In its financial report filed with the Securities and Exchange Commission, C&P said its net losses in 2002 amounted to P970.33 million, an improvement from the P2.95 billion losses incurred a year earlier.
C&P said higher real estate sales also contributed to the significant improvement in its financial performance. Revenues rose 15 percent to P2.23 billion last year compared with only P1.95 billion a year ago. Thus, from an operating loss of P50.1 million in 2001, the company turned around with an operating profit of P404 million.
Significant cost reduction has likewise been made in operating expenses as its ratio over sales stood at a low level of 28 percent compared to 44 percent in 2001. Operating expenses went down to P636.19 million from P863.31 million. The companys rationalization and streamlining of the administrative and support services alone resulted to a P227 million cost savings.
C&Ps operations have been greatly affected by the general decline in the real estate industry as the low-cost housing sector was faced with reduced sales volume on account of selective credit granting policies.
In response to the reduced sales volume in the low-cost segment, the company rationalized its sizeable inventory of rawland for socialized housing projects that cannot be disposed of given the unfavorable market conditions.

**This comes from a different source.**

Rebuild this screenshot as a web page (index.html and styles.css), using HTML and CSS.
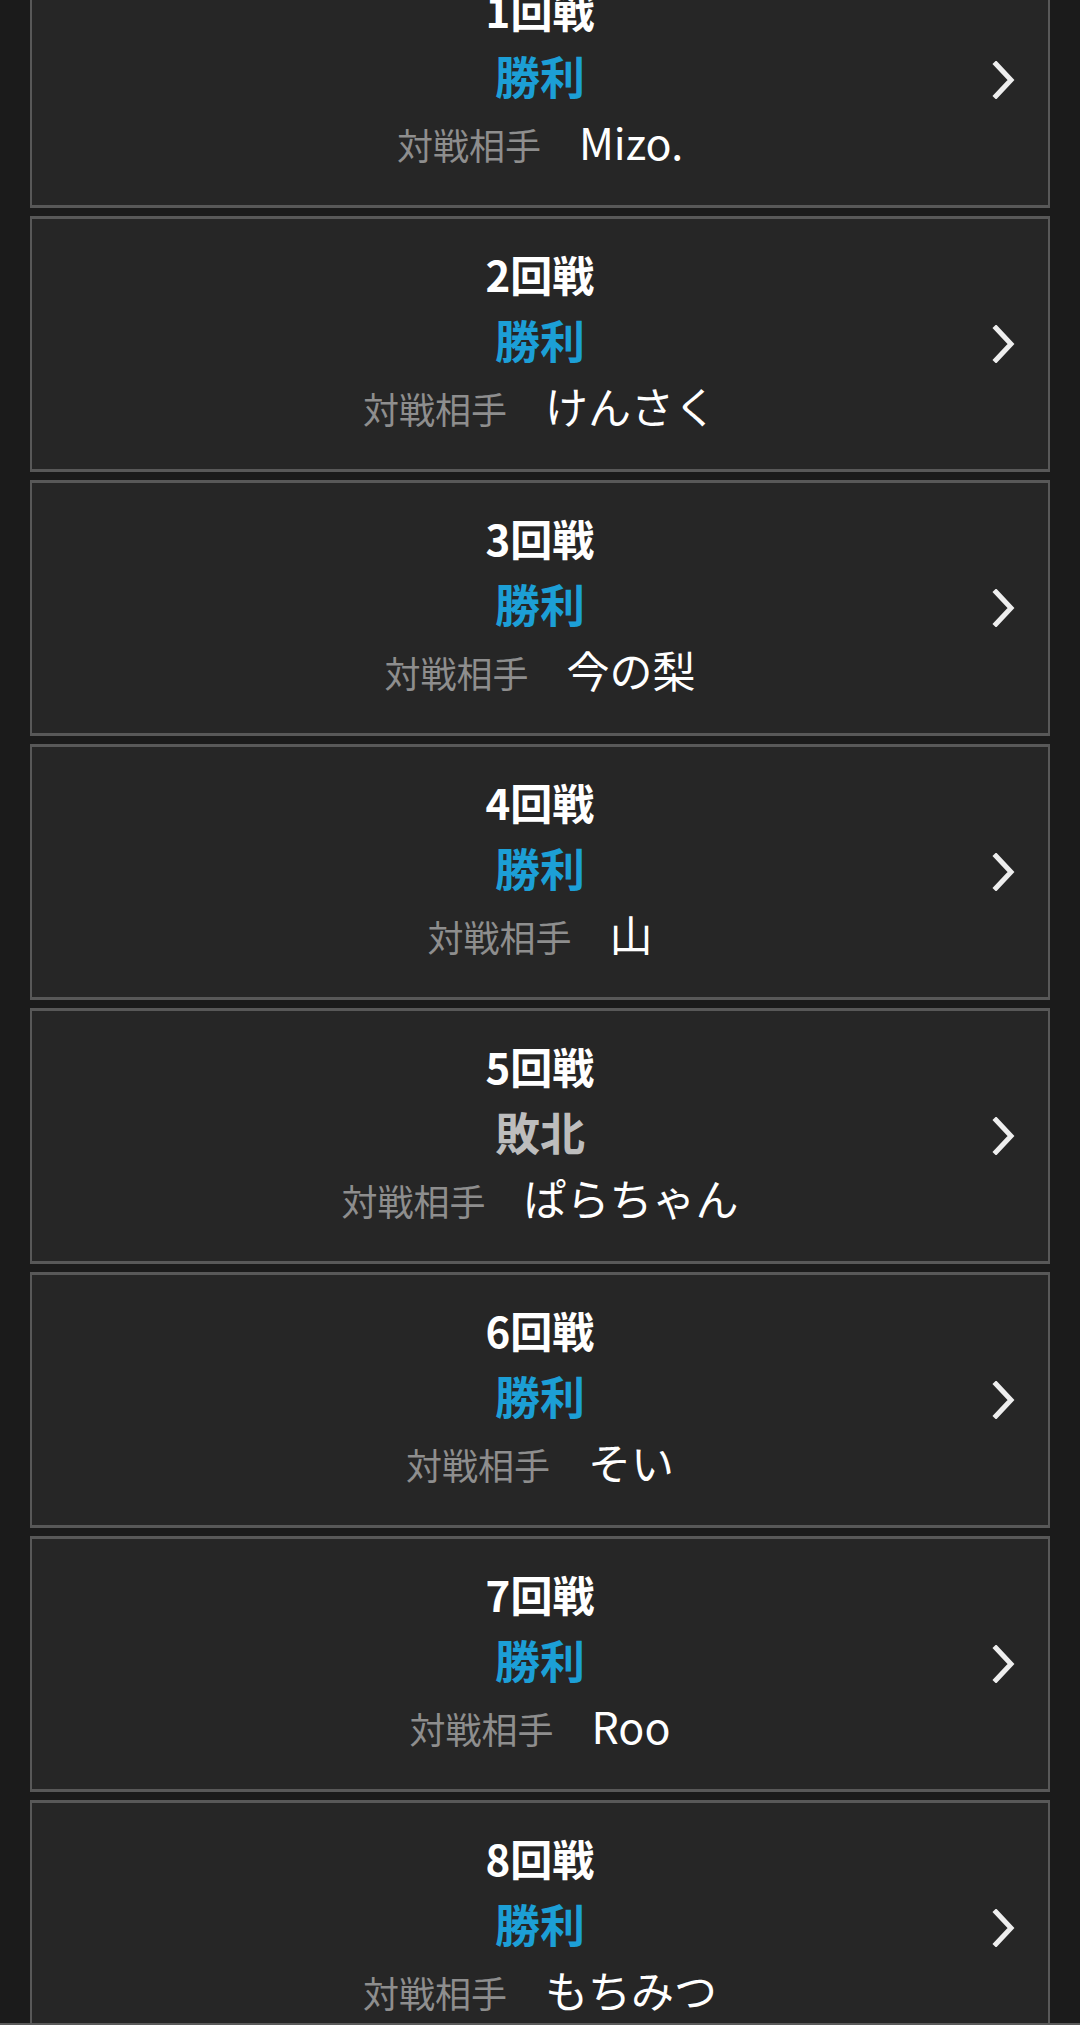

To address the deterioration in the financial and operating conditions of the company and its subsidiaries, C & P said its management will continue to implement measures geared towards generating liquidity to meet customer commitments and strengthen the companys overall financial viability.
The more significant components of these measures are the sale of certain assets, continuing settlement of obligations through outright and unconditional sale of real estate properties as well as the focus on core business expertise specifically to cater to the mass housing needs.